Normally, make the bed unless they say “don’t worry about it”, in which case you still ask if they’d like you to strip it. Sofa bed, I’d ask “Should I take the sheets off?” and then go with whatever they said. But if I were staying in somebody’s guest room and had no directions otherwise, I’d make the bed.
I always ask what they prefer.
GT
I always ask what the host prefers that I do.
I also ask
Unless, that is, I’m staying with someone in my mother’s family. If I ask one of them I’ll hear “oh, you’re a guest, don’t you worry about it. You take it easy. I’ll take care of it. I’ll go up those stairs with my bad knee, bend over the bed with my aching back, and strip the bed with my arthritic fingers. You just sit down and have a cup of coffee. If you don’t see me in 15 minutes, I’ve fallen on the hard wood floor and broken my hip…” :rolleyes:
In those cases, I just ask where in the laundry room I should deposit my used sheets. Then I run for another room.
Just ask. Sometimes they don’t want you to make the bed because they’re about to wash linens.
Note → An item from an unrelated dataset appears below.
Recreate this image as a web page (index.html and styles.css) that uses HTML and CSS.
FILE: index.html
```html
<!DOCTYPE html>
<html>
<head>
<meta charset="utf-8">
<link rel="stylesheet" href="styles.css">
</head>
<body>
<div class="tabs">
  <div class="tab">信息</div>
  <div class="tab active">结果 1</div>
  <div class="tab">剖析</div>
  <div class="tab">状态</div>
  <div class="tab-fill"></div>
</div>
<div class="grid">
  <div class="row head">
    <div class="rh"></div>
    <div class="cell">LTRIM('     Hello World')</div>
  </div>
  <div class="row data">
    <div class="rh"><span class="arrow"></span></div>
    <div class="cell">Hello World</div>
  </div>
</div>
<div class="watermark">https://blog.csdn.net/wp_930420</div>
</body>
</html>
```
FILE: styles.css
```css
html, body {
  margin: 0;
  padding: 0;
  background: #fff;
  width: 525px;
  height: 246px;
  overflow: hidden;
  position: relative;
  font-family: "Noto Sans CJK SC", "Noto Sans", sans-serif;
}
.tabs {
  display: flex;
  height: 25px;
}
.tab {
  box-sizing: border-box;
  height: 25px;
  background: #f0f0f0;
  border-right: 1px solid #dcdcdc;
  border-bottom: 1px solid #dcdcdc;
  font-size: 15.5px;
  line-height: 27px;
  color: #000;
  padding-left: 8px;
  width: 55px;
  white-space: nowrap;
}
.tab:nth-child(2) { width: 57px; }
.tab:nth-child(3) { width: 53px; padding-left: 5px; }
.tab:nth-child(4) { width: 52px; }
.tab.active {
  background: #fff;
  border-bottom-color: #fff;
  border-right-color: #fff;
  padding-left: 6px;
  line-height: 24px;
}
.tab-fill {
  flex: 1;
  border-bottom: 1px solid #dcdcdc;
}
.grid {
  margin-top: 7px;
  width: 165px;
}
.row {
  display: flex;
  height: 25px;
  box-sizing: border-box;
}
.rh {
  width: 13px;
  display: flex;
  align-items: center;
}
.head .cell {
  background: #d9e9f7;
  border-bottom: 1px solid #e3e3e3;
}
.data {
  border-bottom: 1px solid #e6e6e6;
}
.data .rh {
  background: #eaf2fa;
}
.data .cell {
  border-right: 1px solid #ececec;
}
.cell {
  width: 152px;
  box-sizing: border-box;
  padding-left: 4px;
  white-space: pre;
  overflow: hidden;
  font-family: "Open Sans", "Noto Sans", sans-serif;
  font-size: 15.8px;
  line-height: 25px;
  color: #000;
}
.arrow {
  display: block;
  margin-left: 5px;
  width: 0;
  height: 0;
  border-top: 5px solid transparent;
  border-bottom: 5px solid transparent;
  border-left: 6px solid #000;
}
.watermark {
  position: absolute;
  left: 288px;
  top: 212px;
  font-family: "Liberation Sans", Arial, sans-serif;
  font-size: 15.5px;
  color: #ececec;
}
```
When in doubt, though, make the bed.
I always make the bed. I’ll never forget the time my aunt yelled to me from the other room “and make the damn bed, what do you think this is a damn hotel or somethin’?!” after I had been spending the night there on occasion for a number of months.
I felt like ass.
So now I’m paranoid. I never make the bed at home (unless I’m sucking up to my S.O.) but I always do it when I’m a guest somewhere.
Unless it is a damn hotel or somethin’
I used to strip the bed and fold everything up neatly, but then my mother pointed out that the mattress might be stained, and my host might be embarrassed by that. (I took her word for it.) Now I ask what they’d like, but most people won’t let me do anything, even if I’m pretty sure they’ll just strip the bed the moment I leave.
If it is practical, I bring a sleeping bag. (I also bring my own towel*)
If they set up a fold out couch I fold it back up / put the cushion.
Brian
- and know where it is
I always make the bed as well, unless it is something simple like a fold out bed and I’m only staying for one night, in which case, I take the sheets off, put them in the laundry room and fold up the bed. To me, it’s the same thing as using one of their towels and hanging it back up when I’m done as opposed to tossing it on the floor and leaving it there. They’re being hospitable, the least I can do is show some respect by not leaving a mess for them to clean up (or at least minimizing the mess…all that feces flinging does defeat most of my efforts, but hey, it gets a laugh).
Miss Manners says that you should ask the host her preference. If you can’t ask, or don’t get an answer, you should fold the sheets and make the bed with the blankets . You don’t make it with the sheets because you don’t want the hostess to infer that you don’t think she washes the sheets between guests.
If I’m staying again, I make it. On the day I leave, I ask “do I leave it like this or take the sheets off?”
I seem to recall something different from Ms. Manners, that one does not make the bed. One may arrange it so as to be neat, but that’s different from making it.
Regardless of what she says, if etiquette (sp?) is to prevent imposing discomfort, then handling your own sheets is probably the best way to go. Especially if you’re a character in Trainspotting.
This is what Miss Manners had to say.
My version of making a bed is just to neaten it, anyway. I don’t know what else there is to it other than pulling the covers arond so they’re flat and straightening pillows. What do you do when you make a bed?
Well, it depends. For some people a bed isn’t made if you can’t bounce a Quarter on it. So what you’ve described is what I’ve described; however, some people must tuck things in and make sure things are perfectly straight and so on when they make a bed, so I put it that way keeping them in mind.
What I read was decidedly different from what I read in your link. (Not different in spirit, but the specific prose.) Maybe it was another advice person. Or maybe I dreamt it.